Nike’s Leadership Reshuffle: A Strategic Pivot Amid Market Pressures
23.01.2026 - 14:44:05 | boerse-global.deNike has initiated a significant restructuring of its regional leadership, a move widely interpreted as a strategic signal for the remainder of fiscal 2026. As the market digests these personnel changes and revised analyst outlooks, the company's shares are trading in the $65 to $66 range. The central question for investors is whether this new management framework can effectively address persistent challenges in China and mitigate the financial impact of tariffs.
Following Nike's recent quarterly results and the announcement of leadership changes, several major financial institutions have updated their models. While price targets have been trimmed, the overarching positive ratings on the stock have been maintained, reflecting a belief in the company's long-term fundamentals despite near-term headwinds.
- KeyBanc Capital Markets reaffirmed its Overweight rating but reduced its price target to $75 from $90 in a note issued yesterday.
- RBC Capital maintained its Outperform rating with a $78 price target.
- Bernstein remains positive, citing an $85 price target.
Collectively, these assessments suggest analysts see elevated execution risks and macroeconomic pressures in the short term. However, at its current price level in the mid-$60s, Nike's valuation is viewed as moderate—contingent on the new leadership's ability to stabilize key international markets.
Regional Management Overhaul Targets Key Markets
The catalyst for this strategic shift is a substantial realignment within the management of Nike's international regions, a direct response to sustained revenue declines in crucial overseas markets.
Effective February 2, César Garcia will assume the role of Vice President and General Manager for the EMEA region (Europe, Middle East, Africa), succeeding longtime executive Carl Grebert.
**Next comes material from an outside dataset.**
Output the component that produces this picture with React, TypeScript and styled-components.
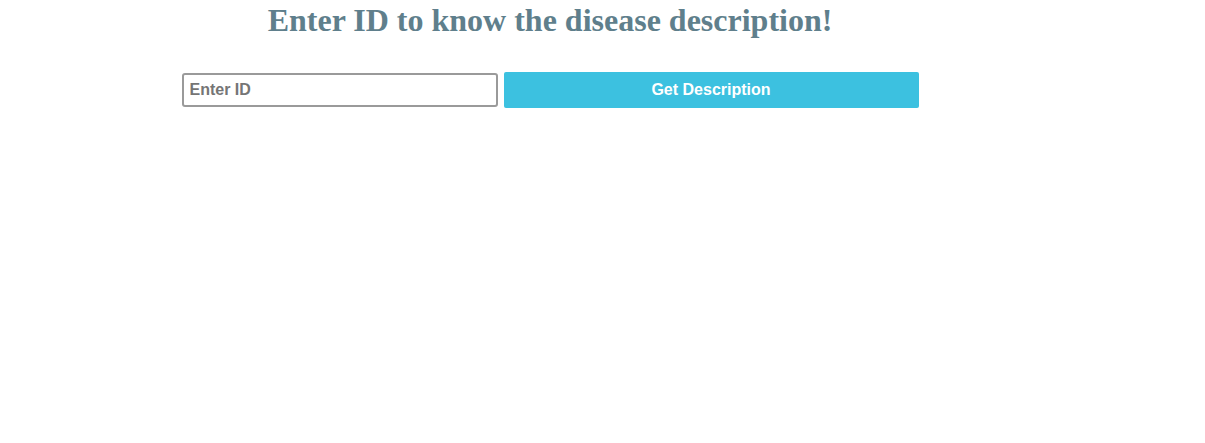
import * as React from "react";
import styled, { createGlobalStyle } from "styled-components";

const GlobalStyle = createGlobalStyle`
    html, body {
        margin: 0;
        padding: 0;
        background: #ffffff;
    }
`;

export default function App() {
    const [id, setId] = React.useState("");

    return (
        <>
            <GlobalStyle />
            <PageDiv>
                <TitleH1>Enter ID to know the disease description!</TitleH1>
                <FormDiv>
                    <IdInput
                        type="text"
                        placeholder="Enter ID"
                        value={id}
                        onChange={(e) => setId(e.target.value)}
                    />
                    <SubmitButton type="button">Get Description</SubmitButton>
                </FormDiv>
            </PageDiv>
        </>
    );
}

const PageDiv = styled.div`
    width: 1100px;
    display: flex;
    flex-direction: column;
    align-items: center;
`

const TitleH1 = styled.h1`
    margin: 0;
    padding-top: 2px;
    font-family: "Liberation Serif", "Times New Roman", serif;
    font-size: 32px;
    font-weight: bold;
    line-height: 37px;
    color: #5f7f8c;
`

const FormDiv = styled.div`
    display: flex;
    align-items: center;
    gap: 6px;
    margin-top: 33px;
    width: 737px;
`

const IdInput = styled.input`
    box-sizing: border-box;
    width: 316px;
    height: 34px;
    padding: 0 6px;
    border: 2px solid #9a9a9a;
    border-radius: 3px;
    font-family: "Liberation Sans", Arial, sans-serif;
    font-size: 16px;
    font-weight: bold;
    color: #555555;
    outline: none;

    &::placeholder {
        color: #757575;
    }
`

const SubmitButton = styled.button`
    box-sizing: border-box;
    width: 415px;
    height: 36px;
    border: none;
    border-radius: 2px;
    background: #3cc1e0;
    color: #ffffff;
    font-family: "Liberation Sans", Arial, sans-serif;
    font-size: 16px;
    font-weight: bold;
    cursor: pointer;
`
Concurrently, 25-year Nike veteran Cathy Sparks will become the new VP/GM for Greater China, taking over from Angela Dong.
This leadership change is inextricably linked to a stark 17% year-over-year revenue decline in Greater China reported for the second quarter of fiscal 2026. Many investors view Sparks' appointment as a critical component in halting market share erosion in this once high-growth region. These moves are part of CEO Elliott Hill's "Win Now" program, which aims to accelerate decision-making and foster a more locally-focused execution in day-to-day operations.
External Pressures: Tariffs and Channel Dynamics
Alongside internal restructuring, external cost pressures remain significant. Nike's management anticipates a headwind of approximately $1.5 billion from trade tariffs during fiscal 2026. These additional costs are exerting noticeable pressure on gross margins and have prompted several analysts to adopt more conservative earnings forecasts.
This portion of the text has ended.